Ege Bölgesi'nin tarım ve biyoçeşitlilik açısından kritik öneme sahip Gediz Deltası, küresel iklim değişikliği ve çevre kirliliği gibi tehditlerle mücadele ediyor. Bölgedeki kuraklık ve su kirliliği, su ekosistemlerini zayıflatarak hem yerel fauna hem de tarım alanlarını olumsuz etkiliyor. Prof. Dr. Halil Şen, bu tehditlere karşı çözüm önerilerini ve korunma stratejilerini vurguluyor.
Gediz Deltası'nın önemi
Gediz Deltası, Ege Bölgesi'nde tarım, su ekosistemleri ve kuş popülasyonları için hayati bir rol oynuyor. 400 kilometrekarelik alana yayılan bu sulak alan, flamingolar gibi pek çok nadir kuş türüne ev sahipliği yapıyor.

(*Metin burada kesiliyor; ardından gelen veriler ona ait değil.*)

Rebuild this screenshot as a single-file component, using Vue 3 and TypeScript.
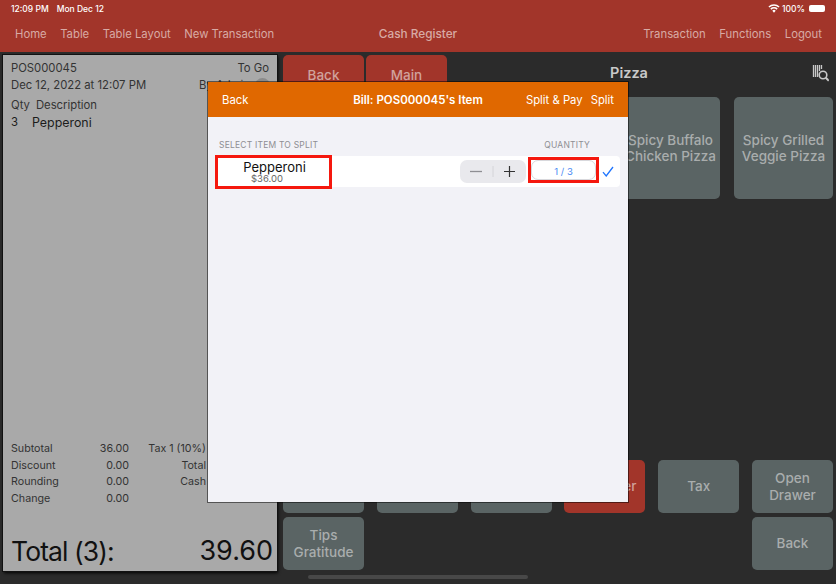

Bunun yanı sıra, bölge tarım alanlarının sulanmasında önemli bir rol üstleniyor. Ancak son yıllarda artan sıcaklıklar, deniz suyunun iç kesimlere ilerlemesi ve azalan yağışlar, deltada büyük çevresel değişimlere yol açıyor.
Kuraklık ve suyun kirlenmesi
Prof. Dr. Halil Şen'in açıklamalarına göre, Gediz Deltası'ndaki en büyük tehdit, kuraklık. Deltadaki tatlı su kaynağının azalması, sulak alanların kurumasına neden oluyor. Bu durum, kuşların üremesini ve bölgedeki biyolojik çeşitliliği doğrudan etkiliyor. Ayrıca, Gediz Nehri'nin sanayi bölgelerinden geçerek denize ulaşması, suyun kirlenmesine yol açıyor ve bu kirli suyun iç kesimlere yayılması ekosistemi daha da zorluyor.